JOB: Locate all lines with the word "styles" and copy them out.

SUPPLIED DATA:
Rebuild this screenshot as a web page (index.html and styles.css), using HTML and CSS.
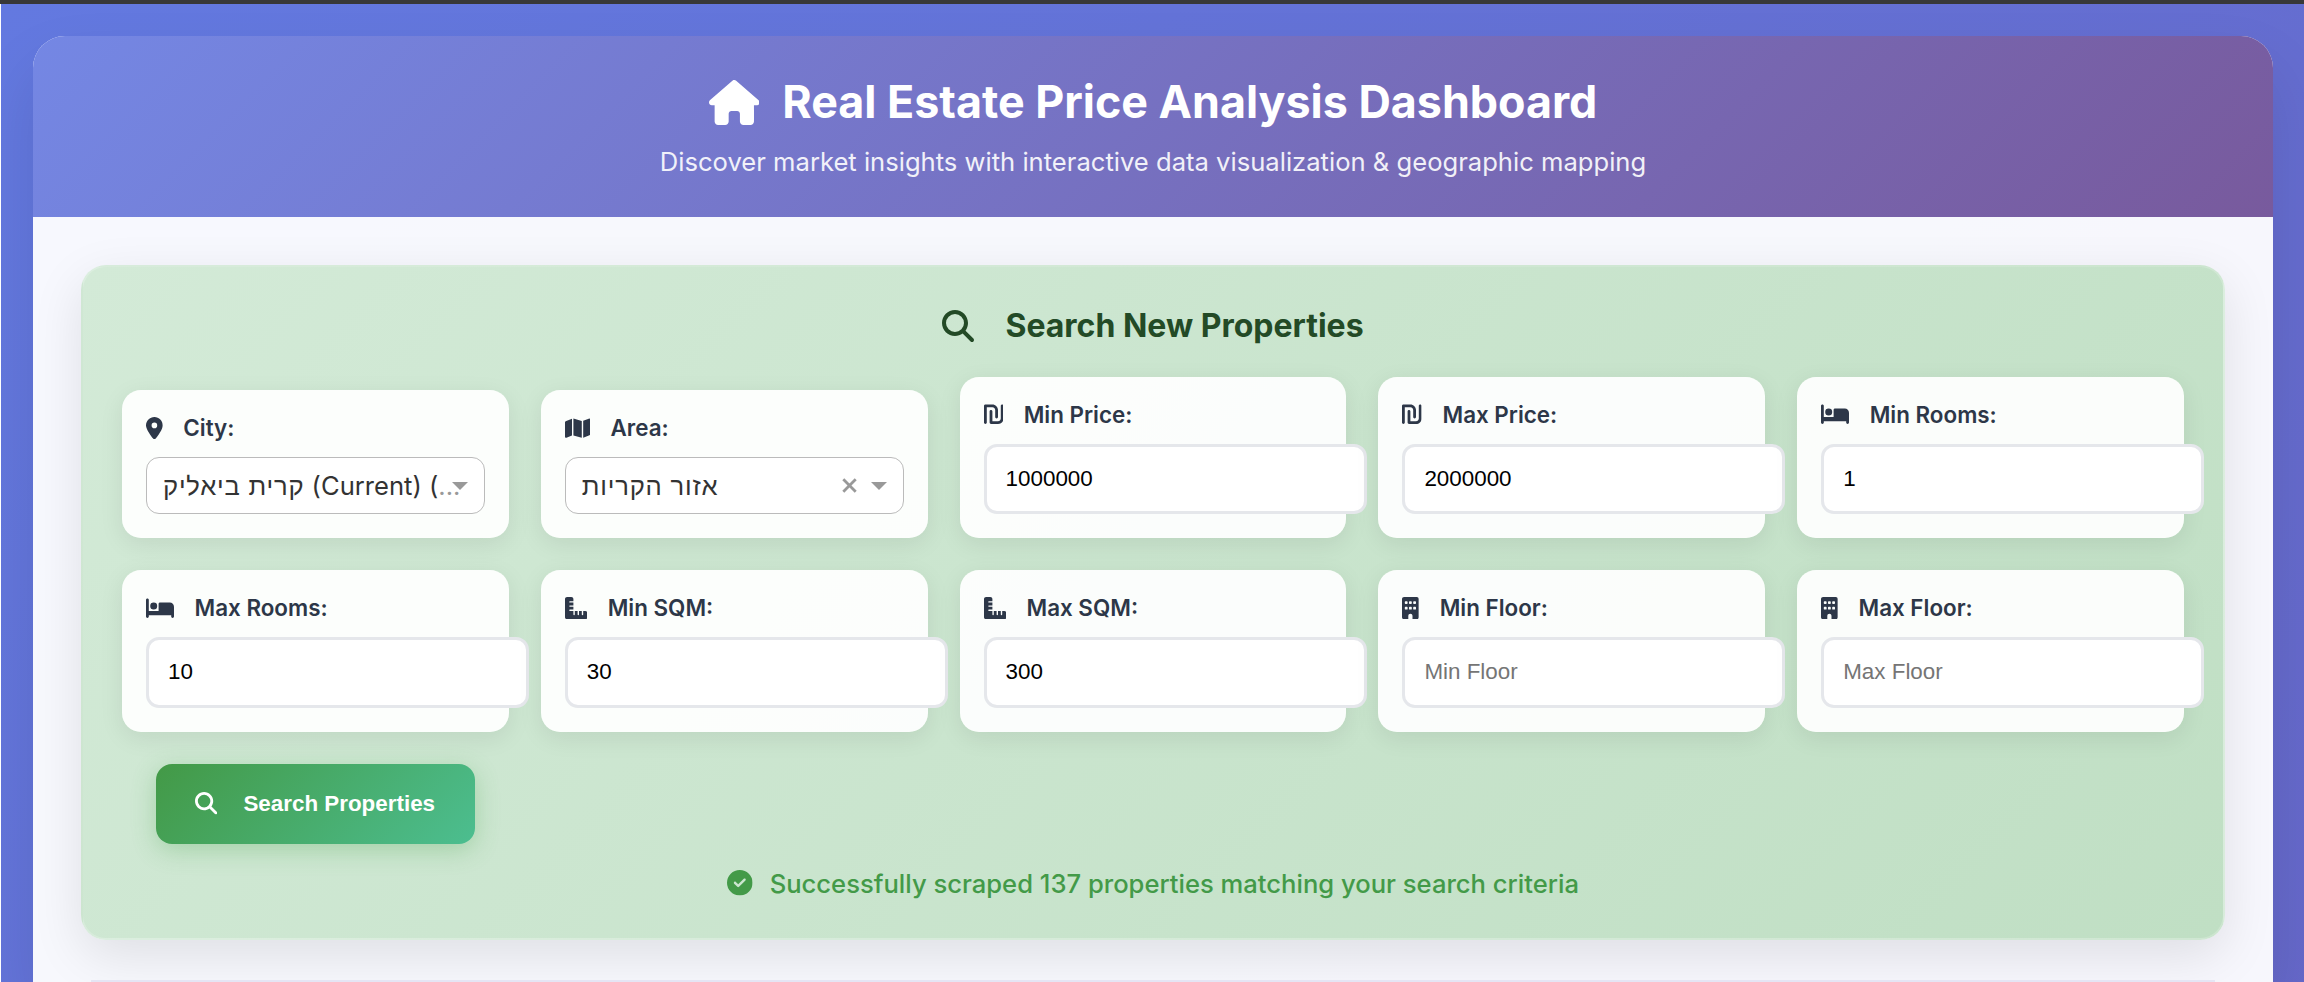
FILE: index.html
```
<!DOCTYPE html>
<html lang="en">
<head>
<meta charset="utf-8">
<title>Real Estate Price Analysis Dashboard</title>
<link rel="stylesheet" href="styles.css">
</head>
<body>
<svg class="sprite" aria-hidden="true">
  <symbol id="house" viewBox="0 0 576 512"><path d="M575.8 255.5c0 18-15 32.1-32 32.1h-32l.7 160.2c0 2.7-.2 5.4-.5 8.1V472c0 22.1-17.9 40-40 40H456c-1.1 0-2.2 0-3.3-.1c-1.4 .1-2.8 .1-4.2 .1H416 392c-22.1 0-40-17.9-40-40V448 384c0-17.7-14.3-32-32-32H256c-17.7 0-32 14.3-32 32v64 24c0 22.1-17.9 40-40 40H160 128.1c-1.5 0-3-.1-4.5-.2c-1.2 .1-2.4 .2-3.6 .2H104c-22.1 0-40-17.9-40-40V360c0-.9 0-1.9 .1-2.8V287.6H32c-18 0-32-14-32-32.1c0-9 3-17 10-24L266.4 8c7-7 15-8 22-8s15 2 21 7L564.8 231.5c8 7 12 15 11 24z"/></symbol>
  <symbol id="search" viewBox="0 0 512 512"><path d="M416 208c0 45.9-14.9 88.3-40 122.7L502.6 457.4c12.5 12.5 12.5 32.8 0 45.3s-32.8 12.5-45.3 0L330.7 376c-34.4 25.2-76.8 40-122.7 40C93.1 416 0 322.9 0 208S93.1 0 208 0S416 93.1 416 208zM208 352a144 144 0 1 0 0-288 144 144 0 1 0 0 288z"/></symbol>
  <symbol id="pin" viewBox="0 0 384 512"><path d="M215.7 499.2C267 435 384 279.4 384 192C384 86 298 0 192 0S0 86 0 192c0 87.4 117 243 168.3 307.2c12.3 15.3 35.1 15.3 47.4 0zM192 128a64 64 0 1 1 0 128 64 64 0 1 1 0-128z"/></symbol>
  <symbol id="map" viewBox="0 0 576 512"><path d="M384 476.1L192 421.2V35.9L384 90.8V476.1zm32-1.2V88.4L543.1 37.5c15.8-6.3 32.9 5.3 32.9 22.3V394.6c0 9.8-6 18.6-15.1 22.3L416 474.8zM15.1 95.1L160 37.2V423.6L32.9 474.5C17.1 480.8 0 469.2 0 452.2V117.4c0-9.8 6-18.6 15.1-22.3z"/></symbol>
  <symbol id="shekel" viewBox="0 0 448 512"><path d="M32 32C14.3 32 0 46.3 0 64V448c0 17.7 14.3 32 32 32s32-14.3 32-32V96H192c35.3 0 64 28.7 64 64V320c0 17.7 14.3 32 32 32s32-14.3 32-32V160c0-70.7-57.3-128-128-128H32zM320 480c70.7 0 128-57.3 128-128V64c0-17.7-14.3-32-32-32s-32 14.3-32 32V352c0 35.3-28.7 64-64 64H192V192c0-17.7-14.3-32-32-32s-32 14.3-32 32V448c0 17.7 14.3 32 32 32H320z"/></symbol>
  <symbol id="bed" viewBox="0 0 640 512"><path d="M32 32c17.7 0 32 14.3 32 32V320H288V160c0-17.7 14.3-32 32-32H544c53 0 96 43 96 96V448c0 17.7-14.3 32-32 32s-32-14.3-32-32V416H352 320 64v32c0 17.7-14.3 32-32 32s-32-14.3-32-32V64C0 46.3 14.3 32 32 32zm144 96a80 80 0 1 1 0 160 80 80 0 1 1 0-160z"/></symbol>
  <symbol id="ruler" viewBox="0 0 512 512"><path d="M.2 468.9C2.7 493.1 23.1 512 48 512l96 0 320 0c26.5 0 48-21.5 48-48l0-96c0-26.5-21.5-48-48-48l-48 0 0 80c0 8.8-7.2 16-16 16s-16-7.2-16-16l0-80-64 0 0 80c0 8.8-7.2 16-16 16s-16-7.2-16-16l0-80-64 0 0 80c0 8.8-7.2 16-16 16s-16-7.2-16-16l0-80-80 0c-8.8 0-16-7.2-16-16s7.2-16 16-16l80 0 0-64-80 0c-8.8 0-16-7.2-16-16s7.2-16 16-16l80 0 0-64-80 0c-8.8 0-16-7.2-16-16s7.2-16 16-16l80 0 0-48c0-26.5-21.5-48-48-48L48 0C21.5 0 0 21.5 0 48L0 368l0 96c0 1.7 .1 3.3 .2 4.9z"/></symbol>
  <symbol id="building" viewBox="0 0 384 512"><path d="M48 0C21.5 0 0 21.5 0 48V464c0 26.5 21.5 48 48 48h96V432c0-26.5 21.5-48 48-48s48 21.5 48 48v80h96c26.5 0 48-21.5 48-48V48c0-26.5-21.5-48-48-48H48zM64 240c0-8.8 7.2-16 16-16h32c8.8 0 16 7.2 16 16v32c0 8.8-7.2 16-16 16H80c-8.8 0-16-7.2-16-16V240zm112-16h32c8.8 0 16 7.2 16 16v32c0 8.8-7.2 16-16 16H176c-8.8 0-16-7.2-16-16V240c0-8.8 7.2-16 16-16zm80 16c0-8.8 7.2-16 16-16h32c8.8 0 16 7.2 16 16v32c0 8.8-7.2 16-16 16H272c-8.8 0-16-7.2-16-16V240zM80 96h32c8.8 0 16 7.2 16 16v32c0 8.8-7.2 16-16 16H80c-8.8 0-16-7.2-16-16V112c0-8.8 7.2-16 16-16zm80 16c0-8.8 7.2-16 16-16h32c8.8 0 16 7.2 16 16v32c0 8.8-7.2 16-16 16H176c-8.8 0-16-7.2-16-16V112zM272 96h32c8.8 0 16 7.2 16 16v32c0 8.8-7.2 16-16 16H272c-8.8 0-16-7.2-16-16V112c0-8.8 7.2-16 16-16z"/></symbol>
  <symbol id="check" viewBox="0 0 512 512"><path d="M256 512A256 256 0 1 0 256 0a256 256 0 1 0 0 512zM369 209L241 337c-9.4 9.4-24.6 9.4-33.9 0l-64-64c-9.4-9.4-9.4-24.6 0-33.9s24.6-9.4 33.9 0l47 47L335 175c9.4-9.4 24.6-9.4 33.9 0s9.4 24.6 0 33.9z"/></symbol>
</svg>
<div class="page">
  <main class="container">
    <header class="header">
      <h1 class="title"><svg class="icon title-icon" viewBox="0 0 576 512"><use href="#house"/></svg><span>Real Estate Price Analysis Dashboard</span></h1>
      <p class="subtitle">Discover market insights with interactive data visualization &amp; geographic mapping</p>
    </header>
    <div class="content">
      <section class="panel">
        <h2 class="panel-title"><svg class="icon panel-icon" viewBox="0 0 512 512"><use href="#search"/></svg><span>Search New Properties</span></h2>
        <div class="grid">
          <div class="card">
            <label class="label"><svg class="icon" viewBox="0 0 384 512"><use href="#pin"/></svg><span>City:</span></label>
            <div class="select"><span class="value"><span class="hebrew">קרית ביאליק</span> (Current) (<span class="dots">...</span></span><span class="arrow"></span></div>
          </div>
          <div class="card">
            <label class="label"><svg class="icon wide" viewBox="0 0 576 512"><use href="#map"/></svg><span>Area:</span></label>
            <div class="select"><span class="value"><span class="hebrew">אזור הקריות</span></span><svg class="clear" viewBox="0 0 14 14"><path d="M1.2 1.2l11.6 11.6M12.8 1.2l-11.6 11.6"/></svg><span class="arrow"></span></div>
          </div>
          <div class="card">
            <label class="label"><svg class="icon mid" viewBox="0 0 448 512"><use href="#shekel"/></svg><span>Min Price:</span></label>
            <input class="input" value="1000000">
          </div>
          <div class="card">
            <label class="label"><svg class="icon mid" viewBox="0 0 448 512"><use href="#shekel"/></svg><span>Max Price:</span></label>
            <input class="input" value="2000000">
          </div>
          <div class="card">
            <label class="label"><svg class="icon bed" viewBox="0 0 640 512"><use href="#bed"/></svg><span>Min Rooms:</span></label>
            <input class="input" value="1">
          </div>
          <div class="card">
            <label class="label"><svg class="icon bed" viewBox="0 0 640 512"><use href="#bed"/></svg><span>Max Rooms:</span></label>
            <input class="input" value="10">
          </div>
          <div class="card">
            <label class="label"><svg class="icon square" viewBox="0 0 512 512"><use href="#ruler"/></svg><span>Min SQM:</span></label>
            <input class="input" value="30">
          </div>
          <div class="card">
            <label class="label"><svg class="icon square" viewBox="0 0 512 512"><use href="#ruler"/></svg><span>Max SQM:</span></label>
            <input class="input" value="300">
          </div>
          <div class="card">
            <label class="label"><svg class="icon" viewBox="0 0 384 512"><use href="#building"/></svg><span>Min Floor:</span></label>
            <input class="input" placeholder="Min Floor">
          </div>
          <div class="card">
            <label class="label"><svg class="icon" viewBox="0 0 384 512"><use href="#building"/></svg><span>Max Floor:</span></label>
            <input class="input" placeholder="Max Floor">
          </div>
          <button class="button"><svg class="icon square" viewBox="0 0 512 512"><use href="#search"/></svg><span>Search Properties</span></button>
        </div>
        <p class="status"><svg class="icon status-icon" viewBox="0 0 512 512"><use href="#check"/></svg><span>Successfully scraped 137 properties matching your search criteria</span></p>
      </section>
      <section class="next-panel"></section>
    </div>
  </main>
</div>
</body>
</html>
```
FILE: styles.css
```
* { box-sizing: border-box; }
html, body { height: 982px; overflow: hidden; }
body {
  margin: 0;
  background: #fff;
  border-top: 4px solid #383838;
  padding-left: 1px;
  font-family: Inter, "Liberation Sans", "DejaVu Sans", sans-serif;
}
.sprite { display: none; }
.icon { display: block; flex: none; height: 22.4px; width: 16.8px; fill: currentColor; }
.icon.mid { width: 19.6px; }
.icon.square { width: 22.4px; }
.icon.wide { width: 25.2px; }
.icon.bed { width: 28px; }
.page {
  height: 978px;
  padding: 32px 31px 0 32px;
  overflow: hidden;
  background: linear-gradient(135deg, #6379e0 0%, #6859b5 100%) 0 0 / 100% 4000px no-repeat;
}
.container {
  display: flex;
  flex-direction: column;
  height: 946px;
  border-radius: 32px 32px 0 0;
  overflow: hidden;
  background: rgba(255, 255, 255, .95);
  box-shadow: 0 32px 64px rgba(0, 0, 0, .1);
}
.header {
  flex: none;
  height: 181px;
  padding-top: 38px;
  display: flex;
  flex-direction: column;
  align-items: center;
  color: #fff;
  background: linear-gradient(135deg, #7487e4, #785a9d);
}
.title {
  display: flex;
  align-items: center;
  gap: 23px;
  margin: 0;
  height: 56px;
  font-size: 44.8px;
  font-weight: 700;
  white-space: nowrap;
}
.title-icon { width: 50.6px; height: 45px; }
.subtitle { margin: 16px 0 0; font-size: 25.6px; line-height: 32px; opacity: .9; white-space: nowrap; }
.content {
  flex: 1;
  min-height: 0;
  display: flex;
  flex-direction: column;
  gap: 40px;
  padding: 48px 48px 0;
}
.panel {
  flex: none;
  height: 675px;
  padding: 39px;
  border: 2px solid rgba(255, 255, 255, .2);
  border-radius: 25px;
  background: linear-gradient(135deg, #d3ead7, #c0dfc4);
  box-shadow: 0 16px 51px rgba(0, 0, 0, .1);
}
.panel-title {
  display: flex;
  justify-content: center;
  align-items: center;
  gap: 31px;
  height: 39px;
  margin: 0 0 32px;
  font-size: 32px;
  font-weight: 700;
  color: #234a26;
  white-space: nowrap;
}
.panel-icon { width: 32px; height: 32px; }
.grid { display: grid; grid-template-columns: repeat(5, minmax(0, 1fr)); gap: 32px; align-items: end; }
.card {
  padding: 24px;
  border-radius: 19px;
  background: rgba(255, 255, 255, .93);
  box-shadow: 0 6px 24px rgba(0, 0, 0, .08);
}
.label {
  display: flex;
  align-items: center;
  gap: 20.5px;
  height: 27px;
  margin-bottom: 16px;
  font-size: 22.4px;
  font-weight: 600;
  color: #2d3748;
  white-space: nowrap;
}
.select {
  display: flex;
  align-items: center;
  height: 57px;
  padding: 0 16px;
  border: 1px solid #bbb;
  border-radius: 13px;
  background: #fff;
  color: #333;
  font-size: 25.6px;
}
.value { flex: 1; min-width: 0; white-space: nowrap; }
.hebrew { letter-spacing: .8px; }
.dots { color: #999; }
.arrow { border: 8px solid transparent; border-top-color: #999; border-bottom: 0; }
.clear { width: 15px; height: 15px; margin-right: 14px; stroke: #999; stroke-width: 2.6; }
.input {
  display: block;
  width: 383px;
  height: 70.3px;
  padding: 0 19px;
  border: 3px solid #e5e7eb;
  border-radius: 13px;
  background: #fff;
  color: #000;
  font: 22.4px "Liberation Sans", Arial, sans-serif;
}
.input::placeholder { color: #757575; opacity: 1; }
.button {
  display: flex;
  align-items: center;
  gap: 26px;
  width: 319px;
  height: 80px;
  margin-left: 34px;
  padding: 0 39px;
  border: 0;
  border-radius: 16px;
  background: linear-gradient(135deg, #439946, #4cbe90);
  box-shadow: 0 6px 24px rgba(67, 160, 71, .3);
  color: #fff;
  font: 700 22.4px "Liberation Sans", Arial, sans-serif;
  white-space: nowrap;
}
.status {
  display: flex;
  justify-content: center;
  align-items: center;
  gap: 17px;
  height: 32px;
  margin: 23.6px 0 0;
  color: #439a48;
  font-size: 25.6px;
  font-weight: 500;
  white-space: nowrap;
}
.status-icon { width: 25.6px; height: 25.6px; }
.next-panel { flex: 1; min-height: 0; margin: 0 10px; background: #e5e5f4; }
```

RESULT BELOW:
Rebuild this screenshot as a web page (index.html and styles.css), using HTML and CSS.
<link rel="stylesheet" href="styles.css">
FILE: styles.css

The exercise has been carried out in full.